What follows is a set of entries. Give them again exactly, without the pictures.

--- INPUT ---
──────

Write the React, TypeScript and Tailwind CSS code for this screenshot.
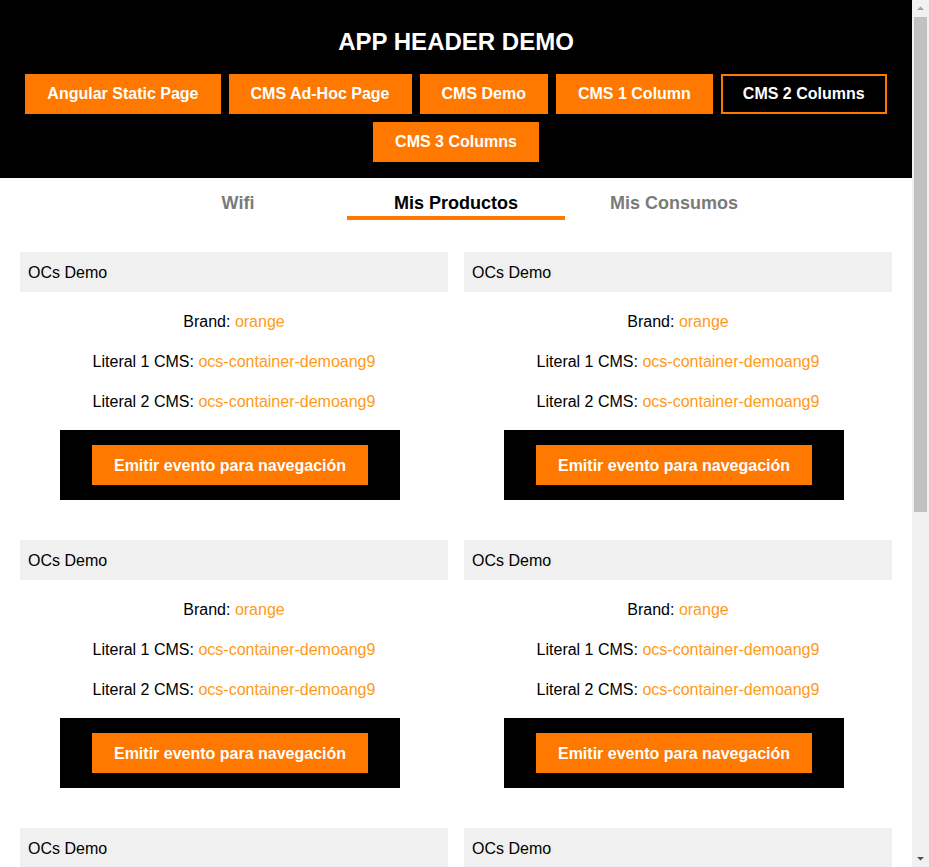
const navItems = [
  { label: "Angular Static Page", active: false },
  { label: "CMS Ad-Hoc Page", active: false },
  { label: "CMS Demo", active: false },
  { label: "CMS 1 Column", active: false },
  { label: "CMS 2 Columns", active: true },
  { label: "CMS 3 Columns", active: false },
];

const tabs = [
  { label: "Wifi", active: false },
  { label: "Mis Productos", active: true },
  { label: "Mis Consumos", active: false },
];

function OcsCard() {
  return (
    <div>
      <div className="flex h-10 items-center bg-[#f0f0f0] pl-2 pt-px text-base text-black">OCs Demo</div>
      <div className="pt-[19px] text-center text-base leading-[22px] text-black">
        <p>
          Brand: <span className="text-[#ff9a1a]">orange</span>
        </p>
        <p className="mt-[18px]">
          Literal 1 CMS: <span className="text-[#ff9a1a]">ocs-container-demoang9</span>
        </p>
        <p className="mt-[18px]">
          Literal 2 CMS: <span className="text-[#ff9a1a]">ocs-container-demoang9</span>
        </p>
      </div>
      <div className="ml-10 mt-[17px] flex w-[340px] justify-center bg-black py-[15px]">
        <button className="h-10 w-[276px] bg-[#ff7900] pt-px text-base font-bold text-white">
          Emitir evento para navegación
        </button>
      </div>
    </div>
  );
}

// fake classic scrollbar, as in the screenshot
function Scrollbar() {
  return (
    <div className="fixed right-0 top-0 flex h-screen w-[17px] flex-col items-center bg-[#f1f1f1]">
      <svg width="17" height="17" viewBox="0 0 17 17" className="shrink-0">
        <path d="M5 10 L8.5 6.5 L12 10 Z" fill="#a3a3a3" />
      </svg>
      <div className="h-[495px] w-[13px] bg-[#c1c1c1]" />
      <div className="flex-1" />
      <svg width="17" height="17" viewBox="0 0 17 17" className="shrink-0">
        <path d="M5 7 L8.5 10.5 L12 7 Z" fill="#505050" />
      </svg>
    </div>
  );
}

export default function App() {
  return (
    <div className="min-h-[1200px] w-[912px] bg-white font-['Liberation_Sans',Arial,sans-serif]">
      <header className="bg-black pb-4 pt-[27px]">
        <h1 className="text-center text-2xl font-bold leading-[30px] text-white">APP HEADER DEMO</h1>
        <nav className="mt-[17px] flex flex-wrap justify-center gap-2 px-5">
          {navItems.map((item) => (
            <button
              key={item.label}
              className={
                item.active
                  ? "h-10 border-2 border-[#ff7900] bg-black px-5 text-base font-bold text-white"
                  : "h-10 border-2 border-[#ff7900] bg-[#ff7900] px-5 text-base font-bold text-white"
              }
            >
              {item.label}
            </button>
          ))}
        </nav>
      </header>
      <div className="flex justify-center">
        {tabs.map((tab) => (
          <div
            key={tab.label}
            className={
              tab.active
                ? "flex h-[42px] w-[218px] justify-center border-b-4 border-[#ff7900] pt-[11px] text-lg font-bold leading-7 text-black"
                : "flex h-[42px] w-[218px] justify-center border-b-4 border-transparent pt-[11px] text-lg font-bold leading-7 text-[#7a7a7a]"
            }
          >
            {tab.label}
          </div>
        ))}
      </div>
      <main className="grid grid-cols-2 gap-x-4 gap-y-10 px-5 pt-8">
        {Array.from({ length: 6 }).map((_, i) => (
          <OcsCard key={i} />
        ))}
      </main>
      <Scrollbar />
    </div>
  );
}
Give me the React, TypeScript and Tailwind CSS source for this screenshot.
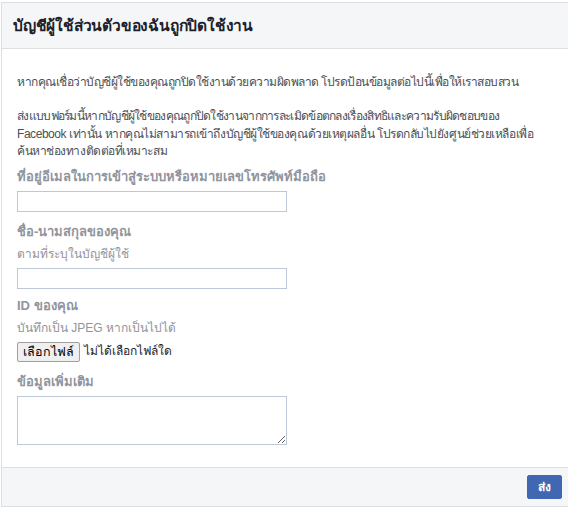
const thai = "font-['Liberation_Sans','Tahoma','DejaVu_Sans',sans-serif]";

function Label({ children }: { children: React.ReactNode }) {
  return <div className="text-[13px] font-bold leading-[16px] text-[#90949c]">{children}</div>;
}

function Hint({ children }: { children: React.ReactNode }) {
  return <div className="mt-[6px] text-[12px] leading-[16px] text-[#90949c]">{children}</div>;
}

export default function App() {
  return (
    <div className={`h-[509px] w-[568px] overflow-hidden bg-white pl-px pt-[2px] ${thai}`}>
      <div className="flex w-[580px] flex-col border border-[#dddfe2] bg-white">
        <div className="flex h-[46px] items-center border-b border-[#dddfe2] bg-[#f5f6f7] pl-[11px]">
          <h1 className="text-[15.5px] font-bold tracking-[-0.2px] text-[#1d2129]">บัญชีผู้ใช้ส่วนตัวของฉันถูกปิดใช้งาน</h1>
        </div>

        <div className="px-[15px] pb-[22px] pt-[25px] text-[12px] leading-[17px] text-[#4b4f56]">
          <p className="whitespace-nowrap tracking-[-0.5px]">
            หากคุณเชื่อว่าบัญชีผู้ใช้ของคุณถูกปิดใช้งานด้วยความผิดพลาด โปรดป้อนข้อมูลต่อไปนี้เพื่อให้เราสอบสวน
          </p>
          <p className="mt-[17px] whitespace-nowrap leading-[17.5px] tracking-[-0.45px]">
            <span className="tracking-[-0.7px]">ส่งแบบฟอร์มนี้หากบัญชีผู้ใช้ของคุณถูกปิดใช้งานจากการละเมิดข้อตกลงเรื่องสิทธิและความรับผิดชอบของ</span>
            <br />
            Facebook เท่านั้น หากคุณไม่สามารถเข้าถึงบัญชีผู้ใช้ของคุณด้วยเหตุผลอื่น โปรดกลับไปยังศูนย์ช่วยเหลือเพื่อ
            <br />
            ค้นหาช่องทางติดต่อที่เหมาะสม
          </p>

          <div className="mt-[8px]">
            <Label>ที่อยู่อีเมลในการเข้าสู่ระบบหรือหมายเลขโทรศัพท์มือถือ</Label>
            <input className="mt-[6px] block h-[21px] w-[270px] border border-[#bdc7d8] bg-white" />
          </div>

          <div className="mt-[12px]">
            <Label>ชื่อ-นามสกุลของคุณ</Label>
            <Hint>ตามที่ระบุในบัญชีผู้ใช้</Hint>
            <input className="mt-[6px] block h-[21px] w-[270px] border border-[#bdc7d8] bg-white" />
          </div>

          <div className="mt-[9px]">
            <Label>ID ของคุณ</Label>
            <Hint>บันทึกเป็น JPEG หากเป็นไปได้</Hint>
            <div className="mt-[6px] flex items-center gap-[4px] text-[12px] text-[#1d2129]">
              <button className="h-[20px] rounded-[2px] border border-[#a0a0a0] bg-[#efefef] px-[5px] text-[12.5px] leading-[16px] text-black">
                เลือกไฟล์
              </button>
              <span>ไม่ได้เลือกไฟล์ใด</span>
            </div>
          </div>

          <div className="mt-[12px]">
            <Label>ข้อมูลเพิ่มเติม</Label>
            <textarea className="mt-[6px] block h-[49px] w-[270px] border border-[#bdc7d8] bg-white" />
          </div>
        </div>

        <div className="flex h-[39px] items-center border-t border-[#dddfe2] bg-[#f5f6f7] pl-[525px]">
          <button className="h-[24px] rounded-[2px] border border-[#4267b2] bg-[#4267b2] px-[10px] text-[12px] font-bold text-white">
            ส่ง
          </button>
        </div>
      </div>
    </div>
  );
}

──────

--- EXERCISE RESULT ---
Write the React, TypeScript and Tailwind CSS code for this screenshot.
const navItems = [
  { label: "Angular Static Page", active: false },
  { label: "CMS Ad-Hoc Page", active: false },
  { label: "CMS Demo", active: false },
  { label: "CMS 1 Column", active: false },
  { label: "CMS 2 Columns", active: true },
  { label: "CMS 3 Columns", active: false },
];

const tabs = [
  { label: "Wifi", active: false },
  { label: "Mis Productos", active: true },
  { label: "Mis Consumos", active: false },
];

function OcsCard() {
  return (
    <div>
      <div className="flex h-10 items-center bg-[#f0f0f0] pl-2 pt-px text-base text-black">OCs Demo</div>
      <div className="pt-[19px] text-center text-base leading-[22px] text-black">
        <p>
          Brand: <span className="text-[#ff9a1a]">orange</span>
        </p>
        <p className="mt-[18px]">
          Literal 1 CMS: <span className="text-[#ff9a1a]">ocs-container-demoang9</span>
        </p>
        <p className="mt-[18px]">
          Literal 2 CMS: <span className="text-[#ff9a1a]">ocs-container-demoang9</span>
        </p>
      </div>
      <div className="ml-10 mt-[17px] flex w-[340px] justify-center bg-black py-[15px]">
        <button className="h-10 w-[276px] bg-[#ff7900] pt-px text-base font-bold text-white">
          Emitir evento para navegación
        </button>
      </div>
    </div>
  );
}

// fake classic scrollbar, as in the screenshot
function Scrollbar() {
  return (
    <div className="fixed right-0 top-0 flex h-screen w-[17px] flex-col items-center bg-[#f1f1f1]">
      <svg width="17" height="17" viewBox="0 0 17 17" className="shrink-0">
        <path d="M5 10 L8.5 6.5 L12 10 Z" fill="#a3a3a3" />
      </svg>
      <div className="h-[495px] w-[13px] bg-[#c1c1c1]" />
      <div className="flex-1" />
      <svg width="17" height="17" viewBox="0 0 17 17" className="shrink-0">
        <path d="M5 7 L8.5 10.5 L12 7 Z" fill="#505050" />
      </svg>
    </div>
  );
}

export default function App() {
  return (
    <div className="min-h-[1200px] w-[912px] bg-white font-['Liberation_Sans',Arial,sans-serif]">
      <header className="bg-black pb-4 pt-[27px]">
        <h1 className="text-center text-2xl font-bold leading-[30px] text-white">APP HEADER DEMO</h1>
        <nav className="mt-[17px] flex flex-wrap justify-center gap-2 px-5">
          {navItems.map((item) => (
            <button
              key={item.label}
              className={
                item.active
                  ? "h-10 border-2 border-[#ff7900] bg-black px-5 text-base font-bold text-white"
                  : "h-10 border-2 border-[#ff7900] bg-[#ff7900] px-5 text-base font-bold text-white"
              }
            >
              {item.label}
            </button>
          ))}
        </nav>
      </header>
      <div className="flex justify-center">
        {tabs.map((tab) => (
          <div
            key={tab.label}
            className={
              tab.active
                ? "flex h-[42px] w-[218px] justify-center border-b-4 border-[#ff7900] pt-[11px] text-lg font-bold leading-7 text-black"
                : "flex h-[42px] w-[218px] justify-center border-b-4 border-transparent pt-[11px] text-lg font-bold leading-7 text-[#7a7a7a]"
            }
          >
            {tab.label}
          </div>
        ))}
      </div>
      <main className="grid grid-cols-2 gap-x-4 gap-y-10 px-5 pt-8">
        {Array.from({ length: 6 }).map((_, i) => (
          <OcsCard key={i} />
        ))}
      </main>
      <Scrollbar />
    </div>
  );
}
Give me the React, TypeScript and Tailwind CSS source for this screenshot.
const thai = "font-['Liberation_Sans','Tahoma','DejaVu_Sans',sans-serif]";

function Label({ children }: { children: React.ReactNode }) {
  return <div className="text-[13px] font-bold leading-[16px] text-[#90949c]">{children}</div>;
}

function Hint({ children }: { children: React.ReactNode }) {
  return <div className="mt-[6px] text-[12px] leading-[16px] text-[#90949c]">{children}</div>;
}

export default function App() {
  return (
    <div className={`h-[509px] w-[568px] overflow-hidden bg-white pl-px pt-[2px] ${thai}`}>
      <div className="flex w-[580px] flex-col border border-[#dddfe2] bg-white">
        <div className="flex h-[46px] items-center border-b border-[#dddfe2] bg-[#f5f6f7] pl-[11px]">
          <h1 className="text-[15.5px] font-bold tracking-[-0.2px] text-[#1d2129]">บัญชีผู้ใช้ส่วนตัวของฉันถูกปิดใช้งาน</h1>
        </div>

        <div className="px-[15px] pb-[22px] pt-[25px] text-[12px] leading-[17px] text-[#4b4f56]">
          <p className="whitespace-nowrap tracking-[-0.5px]">
            หากคุณเชื่อว่าบัญชีผู้ใช้ของคุณถูกปิดใช้งานด้วยความผิดพลาด โปรดป้อนข้อมูลต่อไปนี้เพื่อให้เราสอบสวน
          </p>
          <p className="mt-[17px] whitespace-nowrap leading-[17.5px] tracking-[-0.45px]">
            <span className="tracking-[-0.7px]">ส่งแบบฟอร์มนี้หากบัญชีผู้ใช้ของคุณถูกปิดใช้งานจากการละเมิดข้อตกลงเรื่องสิทธิและความรับผิดชอบของ</span>
            <br />
            Facebook เท่านั้น หากคุณไม่สามารถเข้าถึงบัญชีผู้ใช้ของคุณด้วยเหตุผลอื่น โปรดกลับไปยังศูนย์ช่วยเหลือเพื่อ
            <br />
            ค้นหาช่องทางติดต่อที่เหมาะสม
          </p>

          <div className="mt-[8px]">
            <Label>ที่อยู่อีเมลในการเข้าสู่ระบบหรือหมายเลขโทรศัพท์มือถือ</Label>
            <input className="mt-[6px] block h-[21px] w-[270px] border border-[#bdc7d8] bg-white" />
          </div>

          <div className="mt-[12px]">
            <Label>ชื่อ-นามสกุลของคุณ</Label>
            <Hint>ตามที่ระบุในบัญชีผู้ใช้</Hint>
            <input className="mt-[6px] block h-[21px] w-[270px] border border-[#bdc7d8] bg-white" />
          </div>

          <div className="mt-[9px]">
            <Label>ID ของคุณ</Label>
            <Hint>บันทึกเป็น JPEG หากเป็นไปได้</Hint>
            <div className="mt-[6px] flex items-center gap-[4px] text-[12px] text-[#1d2129]">
              <button className="h-[20px] rounded-[2px] border border-[#a0a0a0] bg-[#efefef] px-[5px] text-[12.5px] leading-[16px] text-black">
                เลือกไฟล์
              </button>
              <span>ไม่ได้เลือกไฟล์ใด</span>
            </div>
          </div>

          <div className="mt-[12px]">
            <Label>ข้อมูลเพิ่มเติม</Label>
            <textarea className="mt-[6px] block h-[49px] w-[270px] border border-[#bdc7d8] bg-white" />
          </div>
        </div>

        <div className="flex h-[39px] items-center border-t border-[#dddfe2] bg-[#f5f6f7] pl-[525px]">
          <button className="h-[24px] rounded-[2px] border border-[#4267b2] bg-[#4267b2] px-[10px] text-[12px] font-bold text-white">
            ส่ง
          </button>
        </div>
      </div>
    </div>
  );
}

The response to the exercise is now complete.